All of the lines below are to be printed again exactly; images are excluded from the output.
-- START --
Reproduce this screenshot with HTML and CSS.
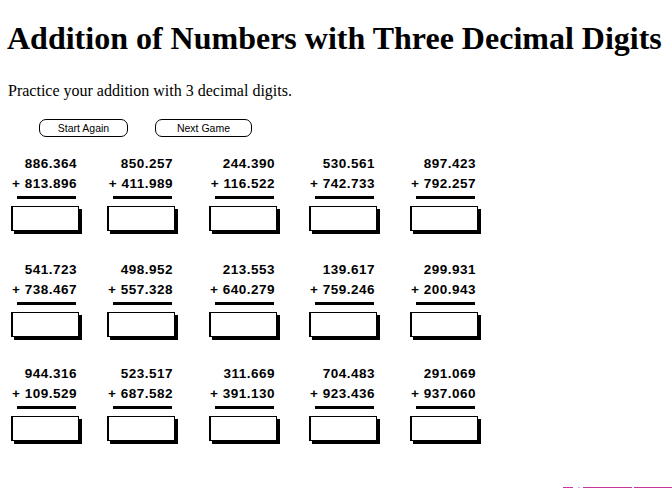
FILE: index.html
```html
<!DOCTYPE html>
<html>
<head>
<meta charset="utf-8">
<title>Addition of Numbers with Three Decimal Digits</title>
<link rel="stylesheet" href="styles.css">
</head>
<body>
<h1 class="title">Addition of Numbers with Three Decimal Digits</h1>
<p class="intro">Practice your addition with 3 decimal digits.</p>
<div class="buttons">
  <button class="btn btn-start" type="button">Start Again</button>
  <button class="btn btn-next" type="button">Next Game</button>
</div>
<div class="grid">
  <div class="cell"><div class="n">886.364</div><div class="n">+ 813.896</div><div class="rule"></div><input class="ans" type="text"></div>
  <div class="cell"><div class="n">850.257</div><div class="n">+ 411.989</div><div class="rule"></div><input class="ans" type="text"></div>
  <div class="cell"><div class="n">244.390</div><div class="n">+ 116.522</div><div class="rule"></div><input class="ans" type="text"></div>
  <div class="cell"><div class="n">530.561</div><div class="n">+ 742.733</div><div class="rule"></div><input class="ans" type="text"></div>
  <div class="cell"><div class="n">897.423</div><div class="n">+ 792.257</div><div class="rule"></div><input class="ans" type="text"></div>

  <div class="cell mid"><div class="n">541.723</div><div class="n">+ 738.467</div><div class="rule"></div><input class="ans" type="text"></div>
  <div class="cell mid"><div class="n">498.952</div><div class="n">+ 557.328</div><div class="rule"></div><input class="ans" type="text"></div>
  <div class="cell mid"><div class="n">213.553</div><div class="n">+ 640.279</div><div class="rule"></div><input class="ans" type="text"></div>
  <div class="cell mid"><div class="n">139.617</div><div class="n">+ 759.246</div><div class="rule"></div><input class="ans" type="text"></div>
  <div class="cell mid"><div class="n">299.931</div><div class="n">+ 200.943</div><div class="rule"></div><input class="ans" type="text"></div>

  <div class="cell"><div class="n">944.316</div><div class="n">+ 109.529</div><div class="rule"></div><input class="ans" type="text"></div>
  <div class="cell"><div class="n">523.517</div><div class="n">+ 687.582</div><div class="rule"></div><input class="ans" type="text"></div>
  <div class="cell"><div class="n">311.669</div><div class="n">+ 391.130</div><div class="rule"></div><input class="ans" type="text"></div>
  <div class="cell"><div class="n">704.483</div><div class="n">+ 923.436</div><div class="rule"></div><input class="ans" type="text"></div>
  <div class="cell"><div class="n">291.069</div><div class="n">+ 937.060</div><div class="rule"></div><input class="ans" type="text"></div>
</div>
<div class="footer-line">
  <span class="seg s1"></span><span class="seg s2"></span><span class="seg s3"></span><span class="seg s4"></span>
</div>
</body>
</html>
```

FILE: styles.css
```css
html, body {
  background: #fff;
}
body {
  margin: 0;
  padding: 0 8px;
  font-family: "Liberation Serif", "Times New Roman", serif;
  color: #000;
  overflow: hidden;
}
.title {
  font-size: 32px;
  font-weight: bold;
  line-height: 37px;
  margin: 20px 0 0 -1px;
  white-space: nowrap;
}
.intro {
  font-size: 16px;
  line-height: 18px;
  margin: 25px 0 0 0;
}
.buttons {
  display: flex;
  margin-top: 19px;
  padding-left: 31px;
}
.btn {
  box-sizing: border-box;
  height: 18px;
  padding: 0;
  border: 1px solid #000;
  border-radius: 7px;
  background: #fff;
  color: #000;
  font-family: "Liberation Sans", Arial, sans-serif;
  font-size: 10.5px;
  line-height: 16px;
}
.btn-start {
  width: 89px;
}
.btn-next {
  width: 97px;
  margin-left: 27px;
}
.grid {
  display: grid;
  grid-template-columns: 96px 102px 100px 101px 68px;
  row-gap: 28px;
  margin: 17px 0 0 3px;
}
.cell {
  width: 68px;
  display: flex;
  flex-direction: column;
}
.cell.mid {
  margin: 1px 0 -1px 0;
}
.n {
  font-family: "Liberation Sans", Arial, sans-serif;
  font-weight: bold;
  font-size: 13.5px;
  letter-spacing: 0.5px;
  line-height: 20px;
  text-align: right;
  padding-right: 2px;
  white-space: nowrap;
}
.rule {
  height: 3px;
  background: #000;
  margin: 2px 3px 0 6px;
}
.ans {
  box-sizing: border-box;
  width: 68px;
  height: 25px;
  margin: 7px 0 0 0;
  padding: 0;
  border: 1px solid #000;
  border-left-width: 2px;
  background: #fff;
  box-shadow: 3px 3px 0 #000;
  outline: none;
}
.footer-line {
  display: flex;
  justify-content: flex-end;
  margin: 46px -8px 0 0;
  height: 1px;
}
.seg {
  height: 1px;
  background: #c8349f;
}
.s1 { width: 10px; margin-right: 5px; }
.s2 { width: 2px; margin-right: 3px; background: #e8b4d8; }
.s3 { width: 49px; margin-right: 2px; }
.s4 { width: 38px; }
```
-- END --
> [Response to this task]
Reproduce this screenshot with HTML and CSS.
FILE: index.html
```html
<!DOCTYPE html>
<html>
<head>
<meta charset="utf-8">
<title>Addition of Numbers with Three Decimal Digits</title>
<link rel="stylesheet" href="styles.css">
</head>
<body>
<h1 class="title">Addition of Numbers with Three Decimal Digits</h1>
<p class="intro">Practice your addition with 3 decimal digits.</p>
<div class="buttons">
  <button class="btn btn-start" type="button">Start Again</button>
  <button class="btn btn-next" type="button">Next Game</button>
</div>
<div class="grid">
  <div class="cell"><div class="n">886.364</div><div class="n">+ 813.896</div><div class="rule"></div><input class="ans" type="text"></div>
  <div class="cell"><div class="n">850.257</div><div class="n">+ 411.989</div><div class="rule"></div><input class="ans" type="text"></div>
  <div class="cell"><div class="n">244.390</div><div class="n">+ 116.522</div><div class="rule"></div><input class="ans" type="text"></div>
  <div class="cell"><div class="n">530.561</div><div class="n">+ 742.733</div><div class="rule"></div><input class="ans" type="text"></div>
  <div class="cell"><div class="n">897.423</div><div class="n">+ 792.257</div><div class="rule"></div><input class="ans" type="text"></div>

  <div class="cell mid"><div class="n">541.723</div><div class="n">+ 738.467</div><div class="rule"></div><input class="ans" type="text"></div>
  <div class="cell mid"><div class="n">498.952</div><div class="n">+ 557.328</div><div class="rule"></div><input class="ans" type="text"></div>
  <div class="cell mid"><div class="n">213.553</div><div class="n">+ 640.279</div><div class="rule"></div><input class="ans" type="text"></div>
  <div class="cell mid"><div class="n">139.617</div><div class="n">+ 759.246</div><div class="rule"></div><input class="ans" type="text"></div>
  <div class="cell mid"><div class="n">299.931</div><div class="n">+ 200.943</div><div class="rule"></div><input class="ans" type="text"></div>

  <div class="cell"><div class="n">944.316</div><div class="n">+ 109.529</div><div class="rule"></div><input class="ans" type="text"></div>
  <div class="cell"><div class="n">523.517</div><div class="n">+ 687.582</div><div class="rule"></div><input class="ans" type="text"></div>
  <div class="cell"><div class="n">311.669</div><div class="n">+ 391.130</div><div class="rule"></div><input class="ans" type="text"></div>
  <div class="cell"><div class="n">704.483</div><div class="n">+ 923.436</div><div class="rule"></div><input class="ans" type="text"></div>
  <div class="cell"><div class="n">291.069</div><div class="n">+ 937.060</div><div class="rule"></div><input class="ans" type="text"></div>
</div>
<div class="footer-line">
  <span class="seg s1"></span><span class="seg s2"></span><span class="seg s3"></span><span class="seg s4"></span>
</div>
</body>
</html>
```

FILE: styles.css
```css
html, body {
  background: #fff;
}
body {
  margin: 0;
  padding: 0 8px;
  font-family: "Liberation Serif", "Times New Roman", serif;
  color: #000;
  overflow: hidden;
}
.title {
  font-size: 32px;
  font-weight: bold;
  line-height: 37px;
  margin: 20px 0 0 -1px;
  white-space: nowrap;
}
.intro {
  font-size: 16px;
  line-height: 18px;
  margin: 25px 0 0 0;
}
.buttons {
  display: flex;
  margin-top: 19px;
  padding-left: 31px;
}
.btn {
  box-sizing: border-box;
  height: 18px;
  padding: 0;
  border: 1px solid #000;
  border-radius: 7px;
  background: #fff;
  color: #000;
  font-family: "Liberation Sans", Arial, sans-serif;
  font-size: 10.5px;
  line-height: 16px;
}
.btn-start {
  width: 89px;
}
.btn-next {
  width: 97px;
  margin-left: 27px;
}
.grid {
  display: grid;
  grid-template-columns: 96px 102px 100px 101px 68px;
  row-gap: 28px;
  margin: 17px 0 0 3px;
}
.cell {
  width: 68px;
  display: flex;
  flex-direction: column;
}
.cell.mid {
  margin: 1px 0 -1px 0;
}
.n {
  font-family: "Liberation Sans", Arial, sans-serif;
  font-weight: bold;
  font-size: 13.5px;
  letter-spacing: 0.5px;
  line-height: 20px;
  text-align: right;
  padding-right: 2px;
  white-space: nowrap;
}
.rule {
  height: 3px;
  background: #000;
  margin: 2px 3px 0 6px;
}
.ans {
  box-sizing: border-box;
  width: 68px;
  height: 25px;
  margin: 7px 0 0 0;
  padding: 0;
  border: 1px solid #000;
  border-left-width: 2px;
  background: #fff;
  box-shadow: 3px 3px 0 #000;
  outline: none;
}
.footer-line {
  display: flex;
  justify-content: flex-end;
  margin: 46px -8px 0 0;
  height: 1px;
}
.seg {
  height: 1px;
  background: #c8349f;
}
.s1 { width: 10px; margin-right: 5px; }
.s2 { width: 2px; margin-right: 3px; background: #e8b4d8; }
.s3 { width: 49px; margin-right: 2px; }
.s4 { width: 38px; }
```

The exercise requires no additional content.